Hoje abri meus olhos enquanto a cidade ainda dormia e sentindo a luz se infiltrando, através das frestas da cortina, pude fazer minhas costumeiras reflexões. Sobre a vida, meu modo de encará-las, erros e acertos em que me vejo tão frequentemente envolvida.
Senti a vida, fremente a dizer-me da participação de cada ser humano e procurei entender o que realmente estava fazendo aqui, nesse mundo, ao qual queremos tanto nos agarrar. Avaliei meus enganos e acertos e fiz um retrospecto dos anos que já haviam passado.
A impressão que eu tinha naquele momento, é que estava assistindo a um filme, cujas imagens não me eram totalmente desconhecidas, mas que em sua forma completa não conseguia relembrar.
Vi a dança da vida, meus próprios passos hesitantes quando era tão pequena, a satisfação ou tristeza de cada momento e as reminiscências que se faziam profundamente presentes. Senti dor, mágoa, felicidade, amor, ternura e nas incompreensões que apareciam já pude julgar-me sem isenção.
Entendi o quanto precisava para me aperfeiçoar, mesmo já tendo tido anos para trás, exemplos de vidas que passavam à minha frente, como modelos magníficos ou em circunstâncias não tão prazerosas, muitos dos quais já tinham se ausentado definitivamente.
Pude sentir o quanto havia sido parcial comigo mesma e como precisava de forças para enveredar por caminhos mais acertados, de mais amor e tolerância, menos egoísmo, retirando esse individualismo que no fim de tudo, é o que nos faz sofrer.
Como se estivesse dentro de meu próprio inconsciente, fui notando as nuances de realização ou frustração e absorvendo com naturalidade, o que às vezes me fazia sofrer. E andando procurando detalhes, me envolvi numa regressão interessante e ao mesmo tempo ansiosa. Assim mesmo, amei cada pedaço da minha vida.
Resolvi ficar em silêncio absoluto durante um longo tempo, usufruir aquele momento de interiorização e lembrei-me o quanto precisaria disso, para ressurgir plena e vigorosa. Durante longo período, fiquei, olhos fechados com as minhas imagens, meus segredos, pessoas que desfilavam encantando meu subconsciente, lamentando meu ego,
dizendo-me dos meus defeitos, falando-me das minhas qualidades.

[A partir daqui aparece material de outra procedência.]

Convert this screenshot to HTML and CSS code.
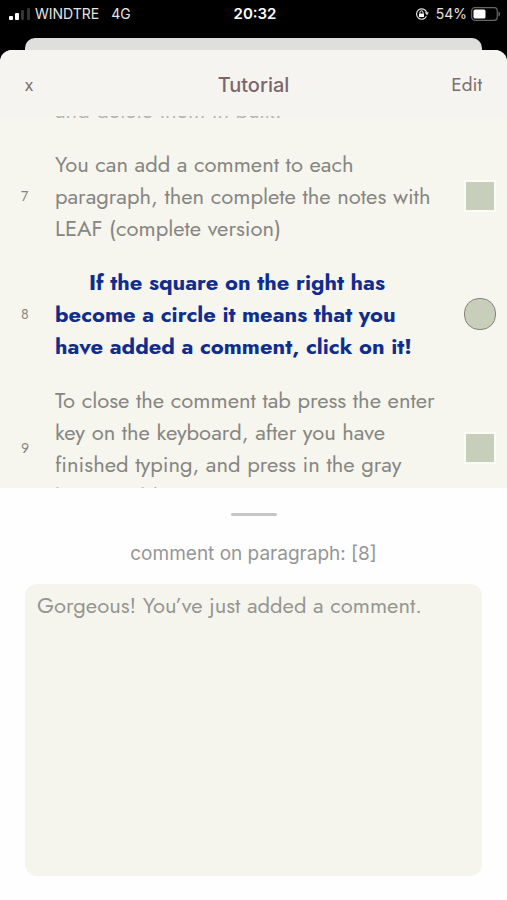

Então, surpreendida, pude provar das minhas próprias intolerâncias e tentar absorver os exemplos de vida que se passavam à minha frente. Quedei-me num instante de pensamentos, que se multiplicavam com força e rapidamente e então mais lentamente, detive-me em muitos pontos luminosos e outros escuros e quase impossíveis de alcançar.
Tive medo de que não saísse daquela profundidade para a qual havia caminhado voluntariamente, medo do abismo que experimentava, sem saber o que exatamente acontecia e pude constatar lágrimas que desciam, sem que eu soubesse ao menos detê-las, mas tão abundantes, que lavavam minha alma das eventuais manchas de egocentrismo e displicência em relação ao universo que me cercava.
Lentamente, então, fui me retirando daquele transe voluntário e lembrando mais lucidamente do destino dos seres humanos em processo de vida e entendendo a profundidade dos sentimentos que ostentamos superficialmente.
Ergui-me restaurada, pronta para o caminhar de cada dia, aceitando as ausências dos seres queridos e procurando receber com entusiasmo cada novo fato e fases diferentes, que se apresentassem em minha vida. Ergui-me, sem preconceito comigo mesma e enxergando através dos meus olhos a direção do meu próprio coração. Ergui-me pronta a enfrentar o mundo, os acontecimentos ainda que chocantes, entender as alegrias profundas e ter a humildade de percebê-las em toda a sua grandiosidade.
Era como se tivesse renascido naquele instante, para tomar as decisões que minha vida solicitava. Tinha renascido e estava pronta para viver da maneira mais coerente, todavia também mais prazerosa e legítima. Tinha renascido com esperança e sem sofrimentos, aceitando cada minuto que se apresentasse daquele momento em diante. Tinha renascido na madrugada convidativa e amena, que me recebeu silenciosa e conselheira.